We met with resistance when our diocesan bishop banned VOTF from future meetings in the church. We must now pay to rent space in public buildings. My husband and I have attended meetings in Orleans (in church basement before the ban), Brewster (library), Sandwich (high school), Falmouth (library) and Cape Cod Community College. Given the resistance of the bishop in this diocese and his refusal to meet with this organization, changes have not been effected in our diocese.
With every crisis comes opportunity. This crisis has given me an opportunity to stop and take note of who my church is and what it represents. One definition of religion is, ’Religion is the organized method of practice, participation and structure that defines what we believe’ (Seicol 1995). The crisis has allowed me to clarify my own values and realize the incongruity that exists between them and the church of my birth.
In my search for meaning, I have intensified my studies and have derived much solace, spiritual renewal and insight in the teachings of Buddha, Christian Mysticism, and Celtic spirituality.
On a recent trip to Ireland, I met a Celtic priest, who was originally a Roman Catholic Marist father, on the Aran Islands. He is now married with three children and celebrates a weekly Celtic Mass on the ancient Celtic ruins. He has chosen a different path and is living out his authenticity and spirituality in a non-traditional yet sacred way. This gives me hope.
I am attending several different churches these days, where there is more inclusiveness. There are married clergy, women priests and ministers, and all are welcomed, regardless of gender, sexual preference or religion.
Last year, I heard Bishop Gail Harris preach a joyful welcoming homily at the Episcopal Church in Chatham where she invited everyone to the communion table regardless of their church affiliation. It was refreshing to be in the company of a black female bishop lovingly calling all forth. This gives me hope.
I have spoken to a spiritual counsellor and spent a lot of time in prayer and meditation. If I die tomorrow, I don’t know where my service would be, but the way I feel right now, it couldn’t be in the Catholic Church. Maybe an ecumenical beach service would work. I am trying to stay in the present and to live mindfully and authentically along with the ambiguity and uncertainty knowing that the Spirit will guide me. I pray as Pema Chodrin, the Buddhist nun teaches, when things fall apart, to welcome the groundlessness and impermanence.

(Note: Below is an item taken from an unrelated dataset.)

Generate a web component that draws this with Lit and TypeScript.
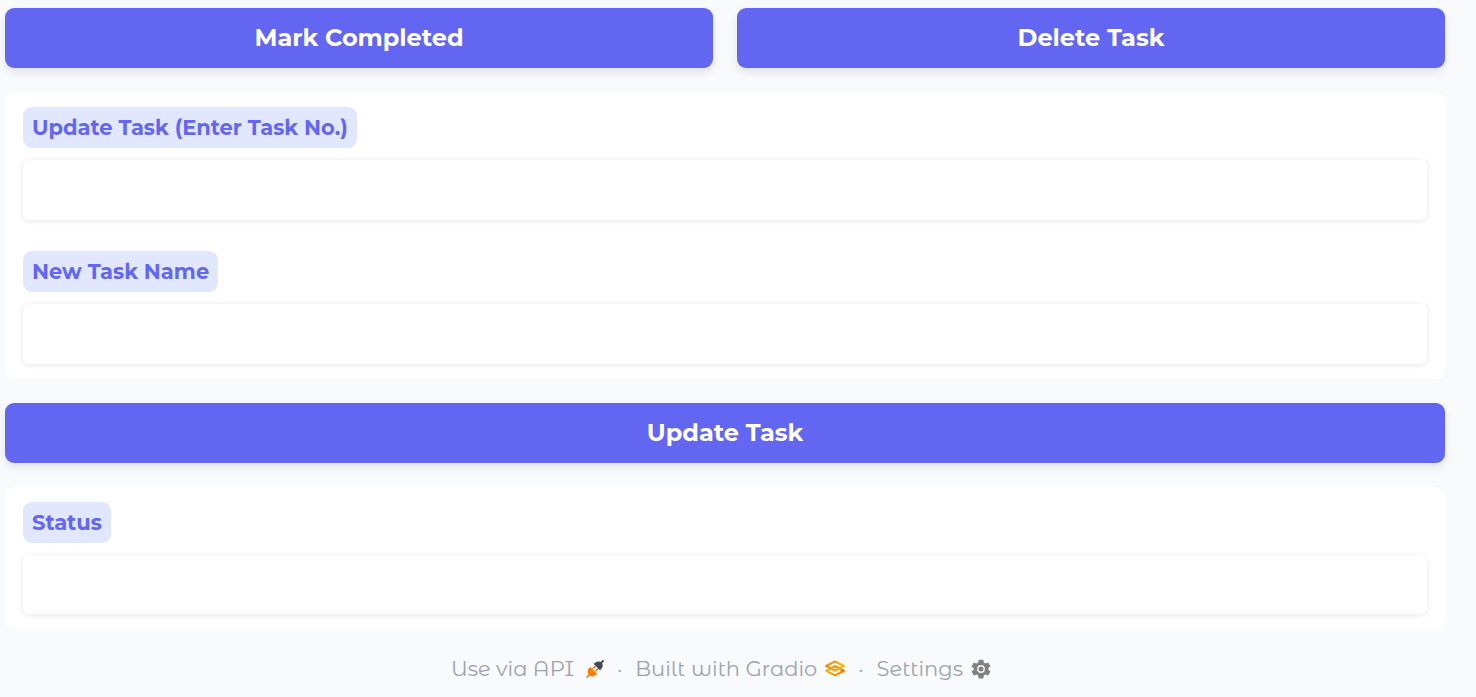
import { LitElement, html, css } from "lit";
import { customElement } from "lit/decorators.js";

@customElement("app-root")
export class AppRoot extends LitElement {
  static styles = css`
    :host {
      display: block;
      box-sizing: border-box;
      min-height: 100vh;
      padding: 8px 31px 12px 5px;
      background: #f9fafc;
      font-family: Montserrat, Inter, sans-serif;
    }
    * { box-sizing: border-box; }
    main { display: flex; flex-direction: column; gap: 24px; }
    .row { display: grid; grid-template-columns: 1fr 1fr; gap: 24px; }
    .button {
      width: 100%;
      height: 60px;
      padding: 0;
      border: 0;
      border-radius: 9px;
      background: #6366f1;
      color: #fff;
      font: inherit;
      font-size: 24px;
      font-weight: 700;
      line-height: 36px;
      box-shadow: 0 4px 9px rgba(0, 0, 0, 0.1);
      cursor: pointer;
    }
    .card {
      display: flex;
      flex-direction: column;
      gap: 1px;
      border-radius: 9px;
      background: #fff;
    }
    .field {
      display: flex;
      flex-direction: column;
      align-items: flex-start;
      gap: 12px;
      padding: 15px 18px;
    }
    .label {
      padding: 4px 9px;
      border-radius: 9px;
      background: #e0e7ff;
      color: #6366f1;
      font-size: 21px;
      font-weight: 700;
      line-height: 33px;
    }
    .box {
      display: block;
      width: 100%;
      height: 60px;
      padding: 15px;
      border: 0;
      border-radius: 6px;
      outline: none;
      background: #fff;
      color: #1f2937;
      font: inherit;
      font-size: 21px;
      line-height: 30px;
      resize: none;
      box-shadow: 0 1px 6px rgba(0, 0, 0, 0.1);
    }
    textarea.box { height: 59px; }
    footer {
      display: flex;
      justify-content: center;
      align-items: center;
      gap: 13px;
      margin-top: 24px;
      padding-right: 8px;
      color: #9ca3af;
      font-family: "Montserrat Alternates", Montserrat, Inter, sans-serif;
      font-size: 21px;
      font-weight: 400;
      line-height: 32px;
    }
    .link {
      display: flex;
      align-items: center;
      gap: 8px;
      color: inherit;
      text-decoration: none;
    }
    .link.api { gap: 12px; }
    .icon { display: block; width: 20px; height: 20px; }
    .api .icon { width: 18px; }
  `;

  render() {
    return html`
      <main>
        <div class="row">
          <button class="button" type="button">Mark Completed</button>
          <button class="button" type="button">Delete Task</button>
        </div>
        <section class="card">
          <div class="field">
            <label class="label" for="task-number">Update Task (Enter Task No.)</label>
            <input class="box" id="task-number" type="text" />
          </div>
          <div class="field">
            <label class="label" for="task-name">New Task Name</label>
            <input class="box" id="task-name" type="text" />
          </div>
        </section>
        <button class="button" type="button">Update Task</button>
        <section class="card">
          <div class="field">
            <label class="label" for="status">Status</label>
            <textarea class="box" id="status" rows="1" readonly></textarea>
          </div>
        </section>
      </main>
      <footer>
        <a class="link api" href="#api">Use via API
          <svg class="icon" viewBox="1 1 18 18" aria-hidden="true">
            <path d="M2 18.2 4.3 15.7M8.1 9.4l2.2-2.2M10.7 12l2.2-2.2" stroke="#ff7c00" stroke-width="1.6" stroke-linecap="round"/>
            <path d="M5.2 8 12 14.8C10.6 17.2 6.6 18.6 4 16 1.4 13.4 2.8 9.4 5.2 8Z" fill="#ff7c00"/>
            <path d="M8.8 5.1 15 11.3C17.6 9.5 18.8 5.9 16.5 3.6 14.2 1.3 10.6 2.5 8.8 5.1Z" fill="#3f4758"/>
            <path d="M16 4 18 2" stroke="#3f4758" stroke-width="1.8" stroke-linecap="round"/>
          </svg>
        </a>
        <span>·</span>
        <a class="link" href="#gradio">Built with Gradio
          <svg class="icon" viewBox="0 0 20 20" aria-hidden="true">
            <defs>
              <linearGradient id="amber" x1="0" y1="0" x2="1" y2="0">
                <stop stop-color="#f98a00"/><stop offset="1" stop-color="#ffb800"/>
              </linearGradient>
              <linearGradient id="orange" x1="0" y1="0" x2="1" y2="0">
                <stop stop-color="#ffb800"/><stop offset="1" stop-color="#f97700"/>
              </linearGradient>
            </defs>
            <path d="M10 7.2 18.8 11.8 10 16.4 1.2 11.8Z" fill="none" stroke="url(#orange)" stroke-width="2.2" stroke-linejoin="round"/>
            <path d="M10 2.4 18.8 7 10 11.6 1.2 7Z" fill="none" stroke="url(#amber)" stroke-width="2.2" stroke-linejoin="round"/>
          </svg>
        </a>
        <span>·</span>
        <a class="link" href="#settings">Settings
          <svg class="icon" viewBox="0 0 20 20" aria-hidden="true">
            <path d="M7.7.7h4.6l.5 2.8 1.7 1 2.7-1 2.3 4-2.2 1.8v1.5l2.2 1.8-2.3 4-2.7-1-1.7 1-.5 2.9H7.7l-.5-2.9-1.7-1-2.7 1-2.3-4 2.2-1.8V9.3L.5 7.5l2.3-4 2.7 1 1.7-1Z" fill="#808080"/>
            <circle cx="10" cy="10" r="3.2" fill="none" stroke="#f9fafc" stroke-width="1.4"/>
          </svg>
        </a>
      </footer>
    `;
  }
}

I do know that I can no longer be part of a church that is dictatorial, repressive, sexist and non-inclusive. I am grateful for my Catholic heritage and the priests and nuns who led me to this deeply rooted transcendent place. I will continue to pray for those good priests who had nothing to do with the scandal and who are hurting, and need our support. I hope they have the strength to stand up to authority and effect change in their institution.
It may seem hypocritical for a lapsed Catholic to be involved with the Voice Of The Faithful. I’m not sure of my motives and sometimes wonder if it’s my mom looking down from above, saying, ‘don’t run away from the problem, stay in and work towards solutions’. Or maybe it was what Sr. Jean Chichester said last fall, at Glastonbury Abbey, about being scarred by struggle and wounded yet healed by hope.
The VOTF, in my opinion, offers the best hope to renew and revitalize the RC church. These are sincere dedicated, more centrist than me, salt of the earth Catholics who love their church and want it healed. I know... I’m married to one. He is a loyalist, I am a reformer but we respect each other’s opinions.
In the meantime, I am most grateful for all of my ecumenical brothers and sisters in our community who have fed me spiritually and offered me support, especially for the Spiritual Gathering of Women, the Centering Prayer Group, the Taize Workshop, the Peer Ministry Support group and the Praise and Worship groups at all of the Protestant churches who have been their ‘sister’s keeper’.